> Exercise instructions:
Select from the data all lines with the word "React".

> Materials provided:
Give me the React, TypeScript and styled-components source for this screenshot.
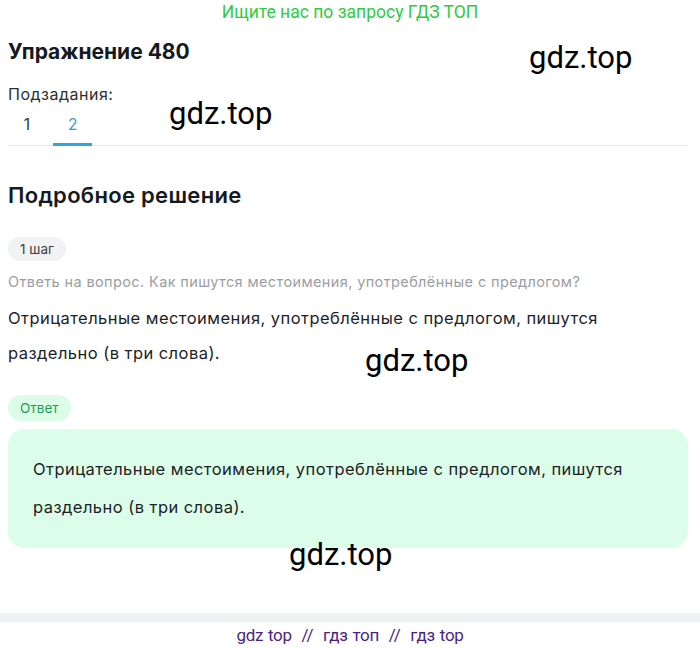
import React from "react";
import styled, { createGlobalStyle } from "styled-components";

const Global = createGlobalStyle`
  html, body { margin: 0; padding: 0; background: #fff; }
  body { font-family: Inter, "Noto Sans", sans-serif; }
`;

const Page = styled.div`
  position: relative;
  width: 700px;
  height: 650px;
  overflow: hidden;
`;

const Banner = styled.div`
  font-family: Roboto, "Liberation Sans", sans-serif;
  font-size: 17.5px;
  color: #2ecc40;
  text-align: center;
  height: 24px;
  line-height: 24px;
`;

const Content = styled.div`
  padding: 0 12px 0 8px;
  display: flex;
  flex-direction: column;
`;

const Title = styled.h1`
  margin: 13px 0 0;
  font-size: 21px;
  font-weight: 700;
  color: #141a1f;
  line-height: 30px;
`;

const SubLabel = styled.div`
  margin-top: 17px;
  font-size: 16px;
  letter-spacing: 0.5px;
  color: #2a2f33;
  line-height: 20px;
`;

const Tabs = styled.div`
  display: flex;
  gap: 7px;
  border-bottom: 1px solid #e6e8ea;
`;

const Tab = styled.div<{ $active?: boolean }>`
  min-width: 38px;
  height: 42px;
  padding: 2px 15px 0;
  display: flex;
  align-items: center;
  justify-content: center;
  font-size: 15.5px;
  color: ${(p) => (p.$active ? "#3d9ad1" : "#243a40")};
  border-bottom: 3px solid ${(p) => (p.$active ? "#27a9dc" : "transparent")};
  margin-bottom: -1px;
  box-sizing: border-box;
`;

const SectionTitle = styled.h2`
  margin: 34px 0 0;
  font-size: 22px;
  font-weight: 600;
  letter-spacing: 0.3px;
  color: #141a1f;
  line-height: 30px;
`;

const Pill = styled.div<{ $green?: boolean }>`
  align-self: flex-start;
  height: ${(p) => (p.$green ? 26 : 24)}px;
  line-height: ${(p) => (p.$green ? 26 : 24)}px;
  padding: 0 12px;
  border-radius: 13px;
  font-size: 13.5px;
  background: ${(p) => (p.$green ? "#dcfce8" : "#f1f2f4")};
  color: ${(p) => (p.$green ? "#1f9d55" : "#3a3f44")};
`;

const StepPill = styled(Pill)`
  margin-top: 27px;
`;

const AnswerPill = styled(Pill)`
  margin-top: 24px;
`;

const Question = styled.div`
  margin-top: 9px;
  font-size: 14.5px;
  letter-spacing: 0.38px;
  color: #9a9ea2;
  line-height: 24px;
`;

const Body = styled.div`
  font-size: 16.5px;
  letter-spacing: 0.45px;
  color: #1b2227;
  line-height: 35px;
  margin-top: 7px;
`;

const AnswerBox = styled.div`
  margin-top: 8px;
  background: #dcfde9;
  border-radius: 16px;
  padding: 22px 25px;
  font-size: 16.5px;
  letter-spacing: 0.45px;
  color: #1b2227;
  line-height: 37.5px;
  height: 119px;
  box-sizing: border-box;
`;

const Footer = styled.div`
  position: absolute;
  left: 0;
  right: 0;
  top: 613px;
`;

const FooterBand = styled.div`
  height: 9px;
  background: #f0f1f2;
`;

const FooterLinks = styled.div`
  font-family: Roboto, "Liberation Sans", sans-serif;
  font-size: 17px;
  color: #4a1f86;
  text-align: center;
  line-height: 26px;
  letter-spacing: -0.3px;
  word-spacing: 1px;
`;

const Watermark = styled.div<{ $x: number; $y: number }>`
  position: absolute;
  left: ${(p) => p.$x}px;
  top: ${(p) => p.$y}px;
  font-family: Roboto, "Liberation Sans", sans-serif;
  font-size: 31px;
  color: #000;
  line-height: 36px;
  pointer-events: none;
`;

export default function App() {
  return (
    <Page>
      <Global />
      <Banner>Ищите нас по запросу ГДЗ ТОП</Banner>
      <Content>
        <Title>Упражнение 480</Title>
        <SubLabel>Подзадания:</SubLabel>
        <Tabs>
          <Tab>1</Tab>
          <Tab $active>2</Tab>
        </Tabs>
        <SectionTitle>Подробное решение</SectionTitle>
        <StepPill>1 шаг</StepPill>
        <Question>Ответь на вопрос. Как пишутся местоимения, употреблённые с предлогом?</Question>
        <Body>
          Отрицательные местоимения, употреблённые с предлогом, пишутся
          <br />
          раздельно (в три слова).
        </Body>
        <AnswerPill $green>Ответ</AnswerPill>
        <AnswerBox>
          Отрицательные местоимения, употреблённые с предлогом, пишутся
          <br />
          раздельно (в три слова).
        </AnswerBox>
      </Content>
      <Watermark $x={529} $y={40}>gdz.top</Watermark>
      <Watermark $x={169} $y={96}>gdz.top</Watermark>
      <Watermark $x={365} $y={343}>gdz.top</Watermark>
      <Watermark $x={289} $y={537}>gdz.top</Watermark>
      <Footer>
        <FooterBand />
        <FooterLinks>gdz top&nbsp; //&nbsp; гдз топ&nbsp; //&nbsp; гдз top</FooterLinks>
      </Footer>
    </Page>
  );
}
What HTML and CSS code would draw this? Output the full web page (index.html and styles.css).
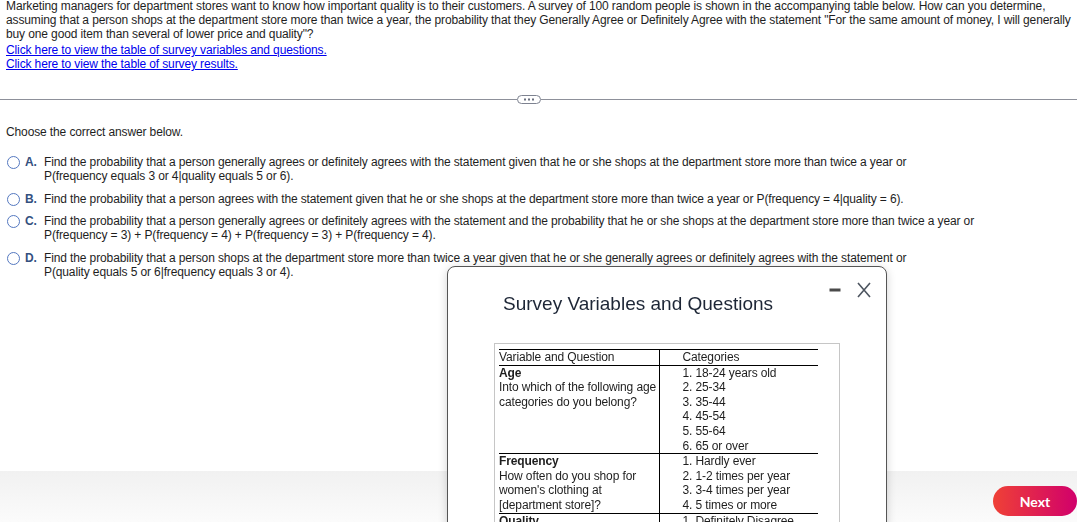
FILE: index.html
```html
<!DOCTYPE html>
<html lang="en">

<head>
  <meta charset="UTF-8">
  <meta name="viewport" content="width=device-width, initial-scale=1.0">
  <title>Survey question</title>
  <link rel="stylesheet" href="styles.css">
</head>

<body>
  <div class="question">
    <p class="prompt">Marketing managers for department stores want to know how important quality is to their customers. A survey of 100 random people is shown in the accompanying table below. How can you determine, assuming that a person shops at the department store more than twice a year, the probability that they Generally Agree or Definitely Agree with the statement "For the same amount of money, I will generally buy one good item than several of lower price and quality"?</p>
    <a class="link" href="#">Click here to view the table of survey variables and questions.</a>
    <a class="link" href="#">Click here to view the table of survey results.</a>
  </div>

  <div class="divider">
    <span class="divider-line first"></span>
    <span class="pill">
      <svg width="12" height="3" viewBox="0 0 12 3"><rect x="1" y="0.5" width="2" height="2" fill="#6b7080"/><rect x="5" y="0.5" width="2" height="2" fill="#6b7080"/><rect x="9" y="0.5" width="2" height="2" fill="#6b7080"/></svg>
    </span>
    <span class="divider-line"></span>
  </div>

  <div class="answers">
    <p class="instruction">Choose the correct answer below.</p>
    <ul class="options">
      <li class="option">
        <span class="radio"></span>
        <span class="letter">A.</span>
        <span class="option-text">Find the probability that a person generally agrees or definitely agrees with the statement given that he or she shops at the department store more than twice a year or<br>P(frequency equals 3 or 4|quality equals 5 or 6).</span>
      </li>
      <li class="option">
        <span class="radio"></span>
        <span class="letter">B.</span>
        <span class="option-text">Find the probability that a person agrees with the statement given that he or she shops at the department store more than twice a year or P(frequency = 4|quality = 6).</span>
      </li>
      <li class="option">
        <span class="radio"></span>
        <span class="letter">C.</span>
        <span class="option-text">Find the probability that a person generally agrees or definitely agrees with the statement and the probability that he or she shops at the department store more than twice a year or<br>P(frequency = 3) + P(frequency = 4) + P(frequency = 3) + P(frequency = 4).</span>
      </li>
      <li class="option">
        <span class="radio"></span>
        <span class="letter">D.</span>
        <span class="option-text">Find the probability that a person shops at the department store more than twice a year given that he or she generally agrees or definitely agrees with the statement or<br>P(quality equals 5 or 6|frequency equals 3 or 4).</span>
      </li>
    </ul>
  </div>

  <div class="dialog">
    <div class="dialog-head">
      <h2 class="dialog-title">Survey Variables and Questions</h2>
      <div class="window-controls">
        <svg width="16" height="16" viewBox="0 0 16 16"><rect x="2.5" y="6.5" width="11" height="3" fill="#4a4a4a"/></svg>
        <svg width="16" height="16" viewBox="0 0 16 16"><path d="M2 1 L14 15 M14 1 L2 15" stroke="#4d5560" stroke-width="1.6" fill="none"/></svg>
      </div>
    </div>
    <div class="table-box">
      <table class="survey">
        <tr class="head-row">
          <td class="col-var">Variable and Question</td>
          <td class="col-cat">Categories</td>
        </tr>
        <tr>
          <td class="col-var"><b>Age</b><br>Into which of the following age<br>categories do you belong?</td>
          <td class="col-cat">1. 18-24 years old<br>2. 25-34<br>3. 35-44<br>4. 45-54<br>5. 55-64<br>6. 65 or over</td>
        </tr>
        <tr>
          <td class="col-var"><b>Frequency</b><br>How often do you shop for<br>women's clothing at<br>[department store]?</td>
          <td class="col-cat">1. Hardly ever<br>2. 1-2 times per year<br>3. 3-4 times per year<br>4. 5 times or more</td>
        </tr>
        <tr>
          <td class="col-var"><b>Quality</b><br>For the same amount of money,</td>
          <td class="col-cat">1. Definitely Disagree<br>2. Generally Disagree</td>
        </tr>
      </table>
    </div>
  </div>

  <div class="footer-bar">
    <button class="next-btn">Next</button>
  </div>
</body>

</html>
```

FILE: styles.css
```css
* {
  margin: 0;
  padding: 0;
  box-sizing: border-box;
}

body {
  font-family: "Liberation Sans", Arial, sans-serif;
  font-size: 12px;
  line-height: 14px;
  letter-spacing: -0.12px;
  color: #1e1e1e;
  background: #fff;
  overflow: hidden;
  height: 522px;
}

.question {
  padding: 0 6px;
  margin-top: -1px;
}

.prompt {
  margin-bottom: 2px;
}

.link {
  display: block;
  width: max-content;
  color: #0000ee;
  text-decoration: underline;
}

/* --------分隔線---------*/
.divider {
  display: flex;
  align-items: center;
  margin-top: 24px;
  height: 9px;
}

.divider-line {
  flex: 1;
  height: 1px;
  background: #8d909a;
}

.divider-line.first {
  flex: 0 0 517px;
}

.pill {
  display: flex;
  align-items: center;
  justify-content: center;
  width: 24px;
  height: 9px;
  border: 1px solid #7d8290;
  border-radius: 5px;
  background: #fff;
}

.answers {
  padding: 0 6px;
  margin-top: 21px;
}

.instruction {
  margin-bottom: 16px;
}

.options {
  list-style: none;
}

.option {
  display: flex;
  align-items: flex-start;
  margin-bottom: 8.5px;
}

.radio {
  flex: 0 0 13px;
  width: 13px;
  height: 13px;
  margin: 1px 5px 0 1px;
  border: 1.5px solid #5478c0;
  border-radius: 50%;
}

.letter {
  flex: 0 0 19px;
  font-weight: bold;
  color: #34507f;
}

.option-text {
  flex: 1;
}

/* --------視窗---------*/
.dialog {
  position: absolute;
  left: 447px;
  top: 266px;
  width: 440px;
  height: 300px;
  background: #fff;
  border: 1px solid #555;
  border-radius: 8px;
  box-shadow: 0 2px 10px rgba(0, 0, 0, 0.18);
  z-index: 2;
}

.dialog-head {
  display: flex;
  justify-content: space-between;
  align-items: flex-start;
  padding: 15px 14px 0 55px;
}

.dialog-title {
  margin-top: 10px;
  font-size: 19px;
  line-height: 24px;
  font-weight: normal;
  letter-spacing: 0;
  color: #1d2636;
}

.window-controls {
  display: flex;
  gap: 13px;
}

.table-box {
  width: 346px;
  height: 200px;
  margin: 27px 0 0 46px;
  padding: 5px 0 0 4px;
  border: 1px solid #c6c6c6;
  border-bottom: none;
  overflow: hidden;
}

.survey {
  width: 319px;
  table-layout: fixed;
  border-collapse: collapse;
  font-size: 12px;
  line-height: 14.6px;
  color: #1e1e1e;
}

.survey tr {
  border-bottom: 1px solid #000;
}

.survey .head-row {
  border-top: 1.5px solid #000;
}

.survey td {
  vertical-align: top;
  padding: 0;
  white-space: nowrap;
}

.col-var {
  width: 160px;
  border-right: 1px solid #000;
}

.col-cat {
  padding-left: 23px !important;
}

/* --------底部---------*/
.footer-bar {
  position: fixed;
  left: 0;
  right: 0;
  bottom: 0;
  height: 51px;
  display: flex;
  justify-content: flex-end;
  align-items: flex-start;
  padding: 15px 0 0 0;
  background: linear-gradient(#f1f1f1, #fbfbfb);
  z-index: 1;
}

.next-btn {
  width: 84px;
  height: 30px;
  border: none;
  border-radius: 15px;
  background: linear-gradient(90deg, #ef4136, #d1006b);
  color: #fff;
  font-family: Lato, "Liberation Sans", sans-serif;
  font-weight: bold;
  font-size: 14px;
}
```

> The reply:
Give me the React, TypeScript and styled-components source for this screenshot.
import React from "react";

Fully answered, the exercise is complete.